Non tutti i luoghi deputati alla performance vanno bene per qualsiasi allestimento. Spesso, si necessita di dovute modifiche o accorgimenti tecnici che permettano una più opportuna fruizione dello spettacolo. È, questo, il caso di Leonardo da Vinci. L’opera nascosta di Michele Santeramo, ingabbiato all’interno di un’immensa scatola nera, qual è quella del Teatro Studio Mila Pieralli.

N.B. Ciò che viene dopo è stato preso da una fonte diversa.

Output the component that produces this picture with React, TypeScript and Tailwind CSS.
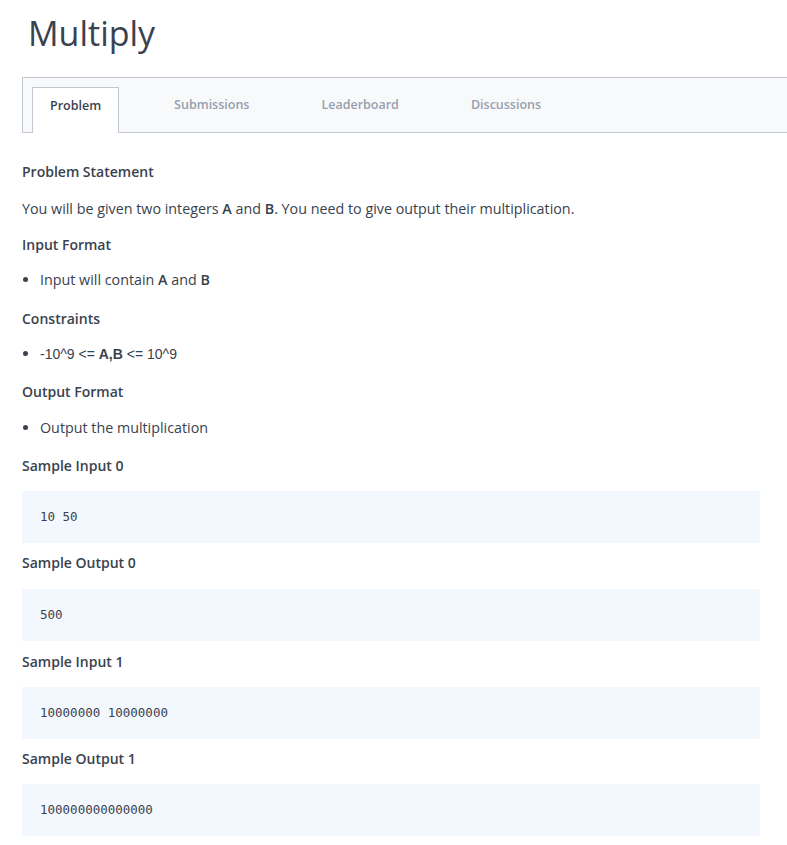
const font = { fontFamily: '"Open Sans", "Liberation Sans", sans-serif' };

function Heading({ children, mb }: { children: React.ReactNode; mb: string }) {
  return <h3 className={`text-[14px] leading-[20px] font-[550] text-[#39424e] ${mb}`}>{children}</h3>;
}

function Bullet({ children, mb }: { children: React.ReactNode; mb: string }) {
  return (
    <ul className={`list-disc pl-[18px] ${mb}`}>
      <li className="text-[14.3px] leading-[20px] text-[#39424e]">{children}</li>
    </ul>
  );
}

function Pre({ children, mb }: { children: React.ReactNode; mb: string }) {
  return (
    <pre
      className={`w-[738px] h-[52px] bg-[#f3f8fe] px-[18px] flex items-center text-[12.5px] text-[#39424e] ${mb}`}
      style={{ fontFamily: '"DejaVu Sans Mono", monospace' }}
    >
      {children}
    </pre>
  );
}

export default function App() {
  const tabs = ["Problem", "Submissions", "Leaderboard", "Discussions"];
  return (
    <div className="min-h-screen bg-white pl-[22px] overflow-hidden" style={font}>
      <h1 className="text-[34px] leading-[48px] pt-[9px] pl-[6px] text-[#39424e] font-normal">Multiply</h1>

      {/* tab bar */}
      <div className="mt-[20px] h-[56px] w-[800px] border border-[#c2c7d0] bg-[#f8f9fa] flex items-end pl-[9px] gap-[38px]">
        {tabs.map((t, i) =>
          i === 0 ? (
            <div
              key={t}
              className="h-[46px] -mb-px px-[17px] pb-[8px] bg-white border border-b-0 border-[#c2c7d0] flex items-center text-[12.5px] font-[550] text-[#39424e]"
            >
              {t}
            </div>
          ) : (
            <div key={t} className="h-[46px] px-[17px] pb-[8px] flex items-center text-[12.5px] font-[550] text-[#979faf]">
              {t}
            </div>
          )
        )}
      </div>

      <div className="pt-[29px]">
        <Heading mb="mb-[17px]">Problem Statement</Heading>
        <p className="text-[14.3px] leading-[20px] text-[#39424e] mb-[16px]">
          You will be given two integers <b className="font-semibold">A</b> and <b className="font-semibold">B</b>. You need
          to give output their multiplication.
        </p>
        <Heading mb="mb-[15px]">Input Format</Heading>
        <Bullet mb="mb-[19px]">
          Input will contain <b className="font-semibold">A</b> and <b className="font-semibold">B</b>
        </Bullet>
        <Heading mb="mb-[15px]">Constraints</Heading>
        <Bullet mb="mb-[18px]">
          <span className="text-[14px]" style={{ fontFamily: '"Liberation Sans", sans-serif' }}>
            -10^9 &lt;= <b className="font-bold">A,B</b> &lt;= 10^9
          </span>
        </Bullet>
        <Heading mb="mb-[16px]">Output Format</Heading>
        <Bullet mb="mb-[18px]">Output the multiplication</Bullet>

        <Heading mb="mb-[15px]">Sample Input 0</Heading>
        <Pre mb="mb-[10px]">10 50</Pre>
        <Heading mb="mb-[16px]">Sample Output 0</Heading>
        <Pre mb="mb-[11px]">500</Pre>
        <Heading mb="mb-[15px]">Sample Input 1</Heading>
        <Pre mb="mb-[10px]">10000000 10000000</Pre>
        <Heading mb="mb-[15px]">Sample Output 1</Heading>
        <Pre mb="mb-[10px]">100000000000000</Pre>
      </div>
    </div>
  );
}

La gradinata aperta al pubblico è distante diversi metri da un piccolo tavolino; dietro di esso, un lembo di stoffa anch’esso minuto, a far da pannello alle proiezioni dei disegni di Cristina Gardumi. Santeramo attore/autore è lì, seduto al suo tavolo, un po’ a leggere e un po’ a raccontare la sua storia: distante, troppo distante da chi è lì per ascoltarlo. L’impressione è che si tratti, proveremo a spiegarlo, di una performance che richiede un buon grado di intimità, un coinvolgimento emotivo che, nonostante l’uso calibratissimo della parola, non avviene, per lo più a causa del distacco prossemico, che separa più di un’ipotetica quarta parete.
Tutto nero: dalla veste del narratore al tavolo ove questi s’appoggia, dalla sedia che lo sorregge all’intera “scatola” che tutto contiene. Santeramo ci parla dell’immortalità e dell’esistenza, del trascorrere inesorabile del tempo e di come, giorno dopo giorno, agiamo: da un lato, per amore e, dall’altro, per sentirci vivi e non morire. Un racconto che ha tinte fantastiche, bambinesche, che portano il protagonista a fare un viaggio in un luogo ameno dove i suoi abitanti non muoiono mai, come i personaggi che vivono nei quadri, nell’arte. Un testo che è pura poesia, narrato e raccontato con una cantilena propria dell’autore che sembra condurre lo spettatore per mano, come un giovane fanciullo alla scoperta della vita, o attraverso un gioco museale dove lo si conduce nel mondo, tutto immaginario, di Leonardo Da Vinci, compreso il complesso, assurdo amore per Monna Lisa. Leonardo da Vinci, mentre osserva, probabilmente, il disegno della Battaglia di Anghiari si interroga sulla credibilità delle storie in contrapposizione alla veridicità di esse; alla stregua delle armi poste in mano, dal suo tratto, a quegli ipotetici guerrieri. L’artista e genio maledetto sembra la figura perfetta per tentare di penetrare a fondo il tema del passaggio tra la vita e la morte, tra il vero e il credibile.
È un’attenzione smisurata, quella di Santeramo per il proprio testo: si rimane colpiti proprio da questo suo accompagnarci nei meandri delle parole, delle atmosfere, che lui stesso ha concepito. Ogni frase è il risultato di una ricerca compositiva che ha alla base esercizi di stile intrisi di un pregevole gusto espressivo: «un momento» diviene, così, una delle rughe sul volto della Gioconda.
Tornano a far capolino tematiche nodali della poetica dell’artista, come il concetto di ozio, tanto difficile da portare avanti e che confluisce nella noia (ricordiamo, appunto, Il nullafacente, recensito la scorsa stagione). Chi non conoscesse lo stile dell’autore pugliese potrebbe forse stupirsi di uno spettacolo come questo, di un testo tanto commovente e splendido (ce ne aveva già parlato anche Igor Vazzaz qualche mese fa), narrato da quella che potrebbe risultare una persona qualsiasi. Non è un attore, non è un interprete: Santeramo è semplicemente l’autore e trascina lo spettatore attraverso la sua passione per la scrittura. Più che narrata, la vicenda è letta su quell’unica pagina bianca, rappresentata dai fogli sul tavolo.
C’era una volta il teatro di narrazione, dove sulla tanto beneamata sedia andavano a snodarsi storie e vicende per lo più attinenti a episodi di attualità; ancor prima c’era l’affabulatore che raccontava simpatiche fiabe e favole; con Santeramo si è aggiunto un tavolo alla seggiola e si legge da lì il proprio attaccamento alla scrittura.